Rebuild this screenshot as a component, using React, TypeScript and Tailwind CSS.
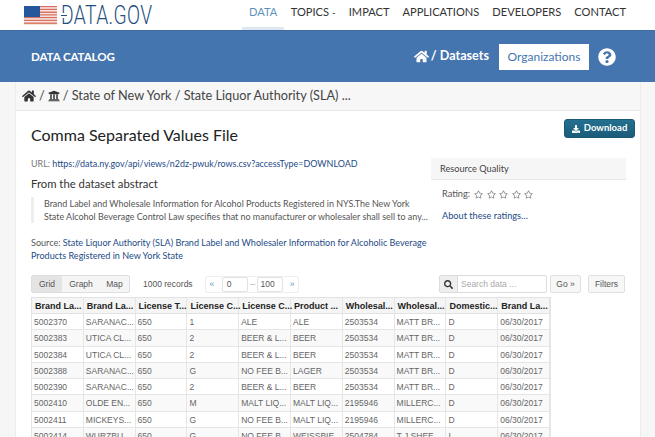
import { FaHome, FaUniversity, FaQuestionCircle, FaDownload, FaSearch, FaRegStar } from "react-icons/fa";

const headers = ["Brand La...", "Brand La...", "License T...", "License C...", "License C...", "Product ...", "Wholesal...", "Wholesal...", "Domestic...", "Brand La..."];
const rows = [
  ["5002370", "SARANAC...", "650", "1", "ALE", "ALE", "2503534", "MATT BR...", "D", "06/30/2017"],
  ["5002383", "UTICA CL...", "650", "2", "BEER & L...", "BEER", "2503534", "MATT BR...", "D", "06/30/2017"],
  ["5002384", "UTICA CL...", "650", "2", "BEER & L...", "BEER", "2503534", "MATT BR...", "D", "06/30/2017"],
  ["5002388", "SARANAC...", "650", "G", "NO FEE B...", "LAGER", "2503534", "MATT BR...", "D", "06/30/2017"],
  ["5002390", "SARANAC...", "650", "2", "BEER & L...", "BEER", "2503534", "MATT BR...", "D", "06/30/2017"],
  ["5002410", "OLDE EN...", "650", "M", "MALT LIQ...", "MALT LIQ...", "2195946", "MILLERC...", "D", "06/30/2017"],
  ["5002411", "MICKEYS...", "650", "G", "NO FEE B...", "MALT LIQ...", "2195946", "MILLERC...", "D", "06/30/2017"],
  ["5002414", "WURZBU...", "650", "G", "NO FEE B...", "WEISSBIE...", "2504784", "T J SHEE...", "I", "06/30/2017"],
];
const nav = ["DATA", "TOPICS", "IMPACT", "APPLICATIONS", "DEVELOPERS", "CONTACT"];

function Flag() {
  return (
    <svg width="33" height="19" viewBox="0 0 33 19" className="shrink-0">
      {[0, 1, 2, 3, 4, 5, 6].map((i) => (
        <g key={i}>
          <rect x="0" y={i * 2.74} width="33" height="1.5" fill="#d9705f" />
          <rect x="0" y={i * 2.74 + 1.5} width="33" height="1.24" fill="#f4e4e0" />
        </g>
      ))}
      <rect x="0" y="0" width="16" height="11" fill="#24579c" />
    </svg>
  );
}

function Stars() {
  return (
    <span className="flex gap-[3.5px] ml-[4px] text-[#8a8a8a] text-[9px]">
      {[0, 1, 2, 3, 4].map((i) => (
        <FaRegStar key={i} />
      ))}
    </span>
  );
}

export default function App() {
  return (
    <div className="w-[655px] h-[437px] overflow-hidden bg-[#f6f6f6] text-[#444] font-['Lato','Noto_Sans',sans-serif]">
      <header className="h-[30px] bg-white flex items-center pl-[24px] relative">
        <Flag />
        <div className="ml-[4px] relative w-[92px] h-[25px]">
          <div className="text-[#1f4f80] font-['Roboto',sans-serif] font-light text-[25px] leading-[25px] whitespace-nowrap origin-left scale-x-[0.77] tracking-[0.5px]">
            DATA.GOV
          </div>
          <span className="absolute left-[1px] top-[10px] w-[4px] h-[5px] bg-white" />
          <span className="absolute left-0 top-[12px] w-[6px] h-[1px] bg-[#1f4f80]" />
        </div>
        <nav className="absolute left-[242px] top-0 flex h-[30px] text-[11.1px] text-[#333]">
          {nav.map((n, i) => (
            <div
              key={n}
              className={
                i === 0
                  ? "px-[7px] h-[30px] pt-[4px] text-[#5f93bd] border-b-[3px] border-[#dfe8f0]"
                  : "px-[6.5px] h-[30px] pt-[4px]"
              }
            >
              {n}
              {n === "TOPICS" && <span className="ml-[3px] text-[10px]">-</span>}
            </div>
          ))}
        </nav>
      </header>
      <div className="h-[52px] bg-[#4575af] border-t border-[#3d6a9f] flex items-center text-white relative">
        <div className="ml-[31px] text-[11.6px] font-bold tracking-[-0.1px]">DATA CATALOG</div>
        <div className="ml-auto flex items-center mr-[39px]">
          <FaHome className="text-[15px]" />
          <span className="ml-[2px] text-[12.6px] font-bold">/ Datasets</span>
          <div className="ml-[10px] w-[90px] h-[26px] bg-white text-[#4575af] text-[12px] flex items-center justify-center">Organizations</div>
          <FaQuestionCircle className="ml-[9px] text-[18px]" />
        </div>
      </div>
      <main className="mx-[15px] w-[626px] h-[355px] bg-white border-x border-[#ececec]">
        <div className="h-[29px] bg-[#f7f7f7] border-b border-[#e6e6e6] flex items-center pl-[6px] text-[12.7px] text-[#444]">
          <FaHome className="text-[14px] text-[#333]" />
          <span className="mx-[3px]">/</span>
          <FaUniversity className="text-[12px] text-[#333]" />
          <span className="ml-[3px]">/ State of New York / State Liquor Authority (SLA) ...</span>
        </div>
        <div className="flex pl-[15px]">
          <div className="w-[400px] shrink-0">
            <h1 className="mt-[11px] text-[#222] text-[16px] leading-[26px] whitespace-nowrap">Comma Separated Values File</h1>
            <p className="mt-[9px] text-[8.95px] leading-[14px] whitespace-nowrap text-[#777]">
              URL: <span className="text-[#234a86]">https://data.ny.gov/api/views/n2dz-pwuk/rows.csv?accessType=DOWNLOAD</span>
            </p>
            <h2 className="mt-[5px] text-[11.3px] leading-[16px] text-[#333]">From the dataset abstract</h2>
            <blockquote className="mt-[5px] border-l-[3px] border-[#eeeeee] pl-[10px] text-[8.95px] leading-[13px] text-[#555] whitespace-nowrap">
              Brand Label and Wholesale Information for Alcohol Products Registered in NYS.The New York
              <br />
              State Alcohol Beverage Control Law specifies that no manufacturer or wholesaler shall sell to any...
            </blockquote>
            <p className="mt-[13px] text-[9.05px] leading-[13px] text-[#555] whitespace-nowrap">
              Source: <span className="text-[#234a86]">State Liquor Authority (SLA) Brand Label and Wholesaler Information for Alcoholic Beverage</span>
              <br />
              <span className="text-[#234a86]">Products Registered in New York State</span>
            </p>
          </div>
          <div className="w-[204px] shrink-0">
            <div className="flex justify-end mt-[8px]">
              <div className="w-[71px] h-[19px] rounded-[3px] bg-linear-to-b from-[#24708f] to-[#1a5c7a] border border-[#195a77] text-white text-[9.5px] font-bold flex items-center justify-center gap-[4px]">
                <FaDownload className="text-[8px]" />
                Download
              </div>
            </div>
            <div className="mt-[20px] w-[195px] h-[22px] bg-[#f6f6f6] border-b border-[#e8e8e8] flex items-center pl-[9px] text-[9.2px] text-[#444]">Resource Quality</div>
            <div className="mt-[7px] pl-[11px] text-[9.2px] leading-[14px] flex items-center text-[#555]">
              Rating:
              <Stars />
            </div>
            <div className="mt-[8px] pl-[11px] text-[9.2px] leading-[14px] text-[#234a86]">About these ratings…</div>
          </div>
        </div>
        <div className="mt-[13px] px-[15px] flex items-center h-[18px] text-[8.5px] font-['Liberation_Sans',sans-serif] text-[#555] relative">
          <div className="flex h-[18px] rounded-[2px] border border-[#dedede] bg-[#f5f5f5]">
            <div className="w-[30px] bg-[#e4e4e4] flex items-center justify-center">Grid</div>
            <div className="w-[38px] flex items-center justify-center">Graph</div>
            <div className="w-[29px] flex items-center justify-center">Map</div>
          </div>
          <span className="ml-[13px] w-[62px]">1000 records</span>
          <div className="flex h-[17px] items-center border border-[#eeeeee] rounded-[2px] w-[94px]">
            <span className="w-[12px] text-center text-[#5aa0c8]">«</span>
            <div className="ml-[4px] w-[26px] h-[15px] border border-[#e2e2e2] rounded-[2px] pl-[4px] leading-[13px]">0</div>
            <span className="w-[10px] text-center text-[#aaa]">–</span>
            <div className="w-[26px] h-[15px] border border-[#e2e2e2] rounded-[2px] pl-[2px] leading-[13px]">100</div>
            <span className="ml-[3px] w-[12px] text-center text-[#5aa0c8]">»</span>
          </div>
          <div className="ml-auto flex items-center">
            <div className="flex h-[18px] w-[108px] border border-[#dcdcdc] rounded-[2px]">
              <div className="w-[18px] bg-[#eeeeee] border-r border-[#dcdcdc] flex items-center justify-center">
                <FaSearch className="text-[9px] text-[#333]" />
              </div>
              <div className="flex-1 pl-[3px] leading-[16px] text-[#aaa]">Search data ...</div>
            </div>
            <div className="ml-[3px] w-[31px] h-[18px] border border-[#e0e0e0] bg-[#f7f7f7] rounded-[2px] flex items-center justify-center">Go »</div>
            <div className="ml-[7px] w-[37px] h-[18px] border border-[#e0e0e0] bg-[#f7f7f7] rounded-[2px] flex items-center justify-center">Filters</div>
          </div>
        </div>
        <div className="ml-[15px] mt-[4px] w-[520px] font-['Liberation_Sans',sans-serif] text-[8.5px]">
          <div className="grid grid-cols-10 h-[17px] bg-[#f5f5f5] border border-[#e2e2e2] font-bold text-[#222] text-[9px]">
            {headers.map((h, i) => (
              <div key={i} className="px-[3px] leading-[16px] border-r border-[#e6e6e6] whitespace-nowrap">{h}</div>
            ))}
          </div>
          {rows.map((r, ri) => (
            <div key={ri} className={"grid grid-cols-10 h-[16.25px] border-x border-b border-[#e6e6e6] text-[#666] " + (ri % 2 ? "bg-[#f9f9f9]" : "bg-white")}>
              {r.map((c, i) => (
                <div key={i} className="px-[2px] leading-[17px] border-r border-[#e6e6e6] whitespace-nowrap">{c}</div>
              ))}
            </div>
          ))}
        </div>
      </main>
    </div>
  );
}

⁂

Your task is to restate word for word the lines from the top of the data to the line containing "FaDownload, FaSearch, FaRegStar", both ends included, with every picture left out.

Rebuild this screenshot as a component, using React, TypeScript and Tailwind CSS.
import { FaHome, FaUniversity, FaQuestionCircle, FaDownload, FaSearch, FaRegStar } from "react-icons/fa";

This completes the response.